Energy and Climate Change CommitteeWritten evidence submitted by Dr. Thierry Bros, Senior Analyst, European Gas and LNG, Société Générale (ISG 02)
Executive Summary
Shale gas production has transformed the US gas industry in recent years, boosting both production rates and booked reserves. The country was changed from a growing importer to a possible exporter, while US gas prices have dropped to 2 $/MBtu, against 9 $/MBtu in Europe. The UK is facing not only a severe drop in gas production (-8.1% CAGR in 2001–2011) but also a record drop in gas proven reserves (-15.6% CAGR in 2001–2011). As shale gas reserves are only estimates and need to be validated by effective drilling at each field, the only way to check the real potential in the UK for shale gas is to allow fracking. But this new production process needs to be tightly regulated, with a systematic program for the disclosure of chemicals used in unconventional gas production. Tight environmental standards mean that this business will not be as profitable as conventional gas production in major resource-holder countries… but the risks (financial, security, etc.) are much lower in Europe than in other gas producing countries. European shale gas production could also be the only answer to the ill functioning EU gas market where four foreign National Oil Companies control c.50% of the supply. After the US shale gas revolution, companies are now investing to allow the US to become a major LNG exporter. If this happens, the US could be the cheapest gas market until the end of the decade; other markets will be linked via the cost of arbitrage (liquefaction, transport and regasification). If a single, global gas market is to be achieved then all countries need to follow the US route by producing shale gas, something that seems improbable before 2020e.

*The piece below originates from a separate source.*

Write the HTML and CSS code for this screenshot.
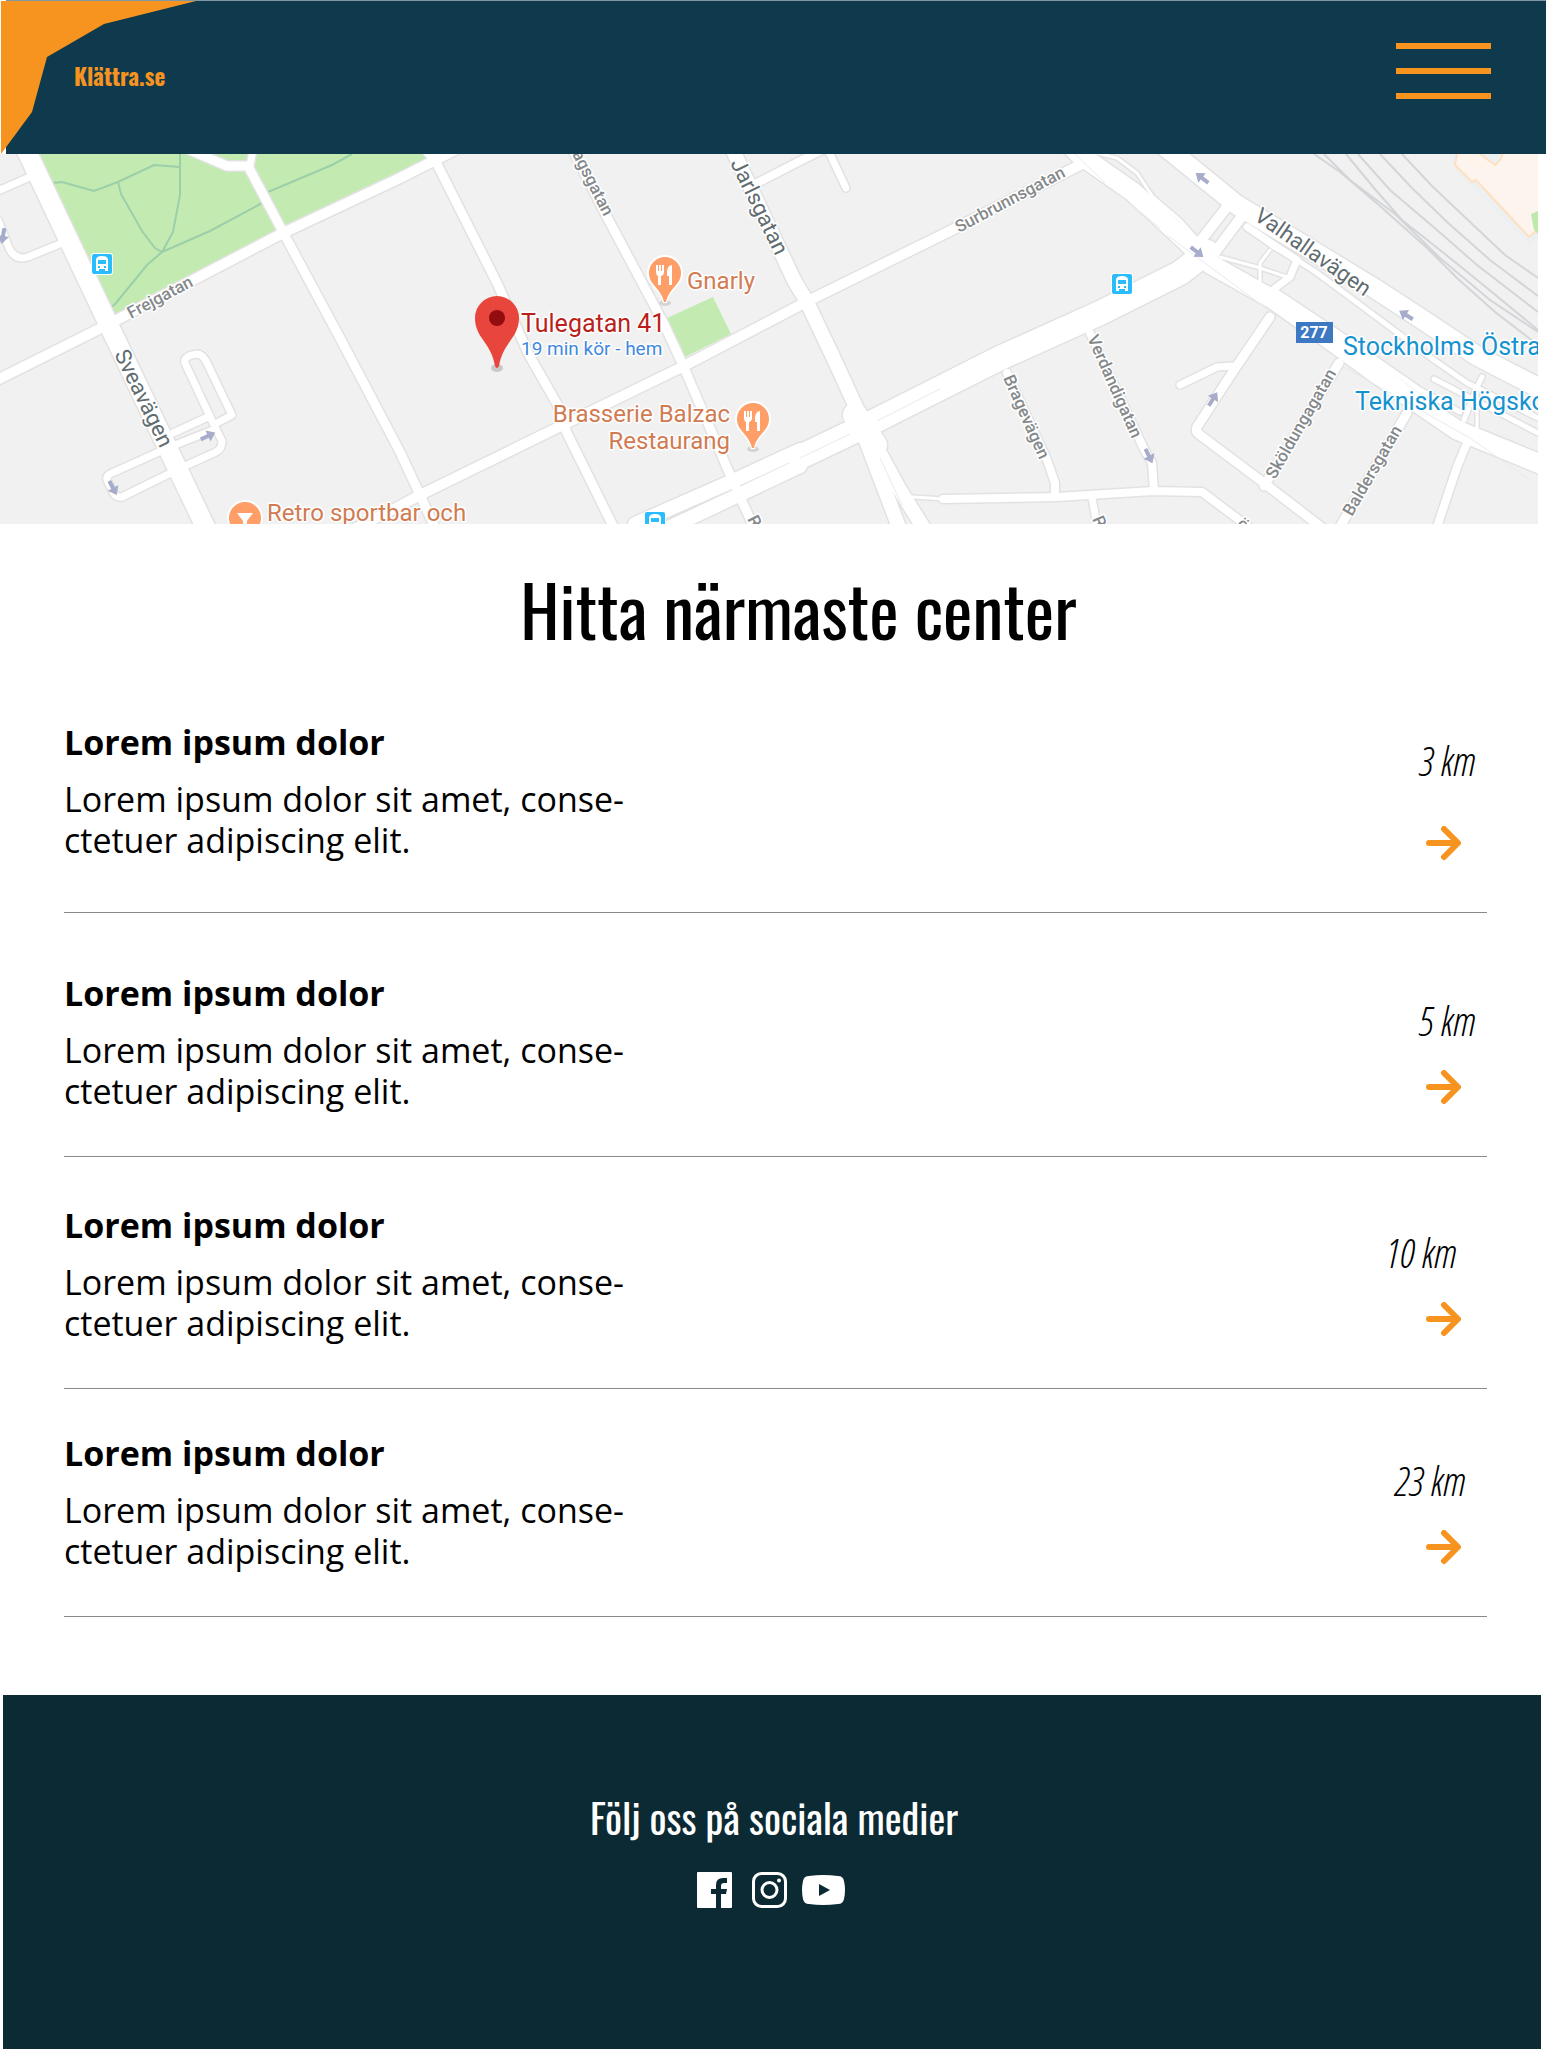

The UK is Facing a Major Drop in Gas Proven Reserves and Production
2001–2011 CAGR OF GAS PROVEN RESERVES IN SELECTED COUNTRIES
Turkmenistan huge growth comes from an area that wasn’t explored much under the Soviet regime and that should hold the second biggest gas reservoir on a worldwide level. Albeit from a very low level, China gas reserves have been rising by 8.4% CAGR in 2001–2011. This high growth (coming from conventional and unconventional gas and from fields along the East-West new pipeline that can now be produced) is laying a solid foundation for the further expansion of China gas production. US growth, more than twice the worldwide average, comes from the unconventional gas resources that are now been deemed recoverable thanks to innovative technologies. This high growth has allowed the US to overtake Saudi Arabia as the fourth reserve holder on a worldwide basis. Australia growth is recent (2008) and comes from the huge capex private companies are dedicating to new LNG projects. The EU (and particularly the UK with -15.6% CAGR) saw its gas proven reserves reduced over 2001–2011 as it was producing more gas than it was finding reserves. The world record decline in terms of gas proven reserves is held by the UK even worse than Argentina, where the government decided earlier this year to nationalize the local oil company (YPF). Not a positive start!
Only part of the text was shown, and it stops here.